▶ _WHAT IS ASKED_
Pick out all lines with the word "this" from the records that follow.

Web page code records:
--- BEGIN ---
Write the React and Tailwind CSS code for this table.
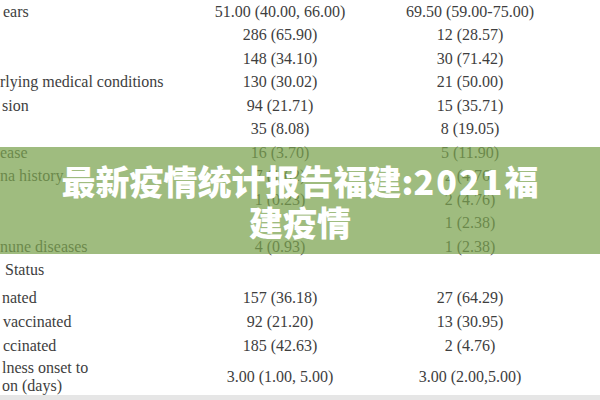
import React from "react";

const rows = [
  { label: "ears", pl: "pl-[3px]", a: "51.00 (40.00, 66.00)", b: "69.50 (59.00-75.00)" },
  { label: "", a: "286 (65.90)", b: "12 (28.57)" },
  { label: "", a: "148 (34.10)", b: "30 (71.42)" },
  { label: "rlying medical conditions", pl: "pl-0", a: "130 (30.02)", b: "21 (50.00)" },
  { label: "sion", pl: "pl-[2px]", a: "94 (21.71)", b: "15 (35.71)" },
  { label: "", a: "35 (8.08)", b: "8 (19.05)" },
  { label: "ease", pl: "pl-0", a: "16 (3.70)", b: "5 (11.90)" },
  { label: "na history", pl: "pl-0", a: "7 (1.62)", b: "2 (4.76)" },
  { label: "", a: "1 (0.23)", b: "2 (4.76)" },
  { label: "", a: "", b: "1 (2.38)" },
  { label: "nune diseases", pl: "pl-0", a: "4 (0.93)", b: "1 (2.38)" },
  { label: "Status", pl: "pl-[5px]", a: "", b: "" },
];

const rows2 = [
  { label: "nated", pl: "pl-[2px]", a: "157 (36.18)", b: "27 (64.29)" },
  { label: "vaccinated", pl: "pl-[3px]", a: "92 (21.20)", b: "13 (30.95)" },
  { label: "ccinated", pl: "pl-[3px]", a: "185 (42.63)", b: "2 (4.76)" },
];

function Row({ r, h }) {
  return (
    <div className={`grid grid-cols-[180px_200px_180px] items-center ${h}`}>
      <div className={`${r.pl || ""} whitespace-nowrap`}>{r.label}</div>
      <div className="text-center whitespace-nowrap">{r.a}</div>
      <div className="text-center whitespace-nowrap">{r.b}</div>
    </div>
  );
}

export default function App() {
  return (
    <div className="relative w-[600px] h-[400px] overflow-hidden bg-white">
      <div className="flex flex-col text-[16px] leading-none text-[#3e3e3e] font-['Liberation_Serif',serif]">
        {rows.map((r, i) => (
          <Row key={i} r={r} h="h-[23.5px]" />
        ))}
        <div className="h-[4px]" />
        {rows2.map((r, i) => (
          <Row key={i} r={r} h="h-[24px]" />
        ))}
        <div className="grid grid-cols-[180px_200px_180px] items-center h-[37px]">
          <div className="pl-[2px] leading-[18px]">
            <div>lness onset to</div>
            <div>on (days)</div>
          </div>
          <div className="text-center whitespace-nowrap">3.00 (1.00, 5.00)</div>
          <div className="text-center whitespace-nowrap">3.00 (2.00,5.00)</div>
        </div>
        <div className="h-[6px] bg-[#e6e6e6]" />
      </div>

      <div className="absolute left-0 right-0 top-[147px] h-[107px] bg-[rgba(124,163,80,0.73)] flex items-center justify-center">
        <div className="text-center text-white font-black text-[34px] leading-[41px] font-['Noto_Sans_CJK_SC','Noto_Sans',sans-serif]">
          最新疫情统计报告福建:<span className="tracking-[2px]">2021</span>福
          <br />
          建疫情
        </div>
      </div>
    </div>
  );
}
--- END ---
--- BEGIN ---
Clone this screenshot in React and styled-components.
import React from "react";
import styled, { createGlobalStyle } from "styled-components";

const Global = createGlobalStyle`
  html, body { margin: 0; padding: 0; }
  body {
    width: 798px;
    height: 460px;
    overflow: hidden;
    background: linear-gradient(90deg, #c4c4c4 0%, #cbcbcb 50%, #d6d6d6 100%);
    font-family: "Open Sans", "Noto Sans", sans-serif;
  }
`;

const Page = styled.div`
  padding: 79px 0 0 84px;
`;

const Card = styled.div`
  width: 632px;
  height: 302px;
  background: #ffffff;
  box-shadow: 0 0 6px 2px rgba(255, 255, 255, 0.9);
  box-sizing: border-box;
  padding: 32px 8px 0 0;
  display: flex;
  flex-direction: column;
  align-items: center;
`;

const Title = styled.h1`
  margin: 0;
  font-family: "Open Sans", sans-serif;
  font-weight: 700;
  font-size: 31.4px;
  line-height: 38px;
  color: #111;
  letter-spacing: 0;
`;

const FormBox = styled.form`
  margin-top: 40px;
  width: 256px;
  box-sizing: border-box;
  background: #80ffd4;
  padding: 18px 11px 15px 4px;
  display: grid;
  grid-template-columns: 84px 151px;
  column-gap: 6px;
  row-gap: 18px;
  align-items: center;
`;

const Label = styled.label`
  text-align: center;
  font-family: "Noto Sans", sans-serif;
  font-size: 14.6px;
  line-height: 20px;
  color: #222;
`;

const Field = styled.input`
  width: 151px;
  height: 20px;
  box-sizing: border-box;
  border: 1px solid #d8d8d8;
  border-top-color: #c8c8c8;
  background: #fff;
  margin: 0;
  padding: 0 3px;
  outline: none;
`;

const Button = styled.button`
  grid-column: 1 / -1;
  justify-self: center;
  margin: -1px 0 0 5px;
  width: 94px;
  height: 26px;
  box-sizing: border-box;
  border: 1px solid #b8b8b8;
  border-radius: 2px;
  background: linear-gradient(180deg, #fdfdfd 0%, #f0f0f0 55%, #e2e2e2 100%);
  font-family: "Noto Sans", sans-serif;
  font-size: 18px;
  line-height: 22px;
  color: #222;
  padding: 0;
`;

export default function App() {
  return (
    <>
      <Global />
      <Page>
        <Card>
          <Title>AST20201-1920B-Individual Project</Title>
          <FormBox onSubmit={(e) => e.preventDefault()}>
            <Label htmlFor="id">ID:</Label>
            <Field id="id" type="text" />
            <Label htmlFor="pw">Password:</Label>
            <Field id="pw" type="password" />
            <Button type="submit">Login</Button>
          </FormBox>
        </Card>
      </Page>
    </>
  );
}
--- END ---
▶ _TASK SOLUTION_
Write the React and Tailwind CSS code for this table.
Clone this screenshot in React and styled-components.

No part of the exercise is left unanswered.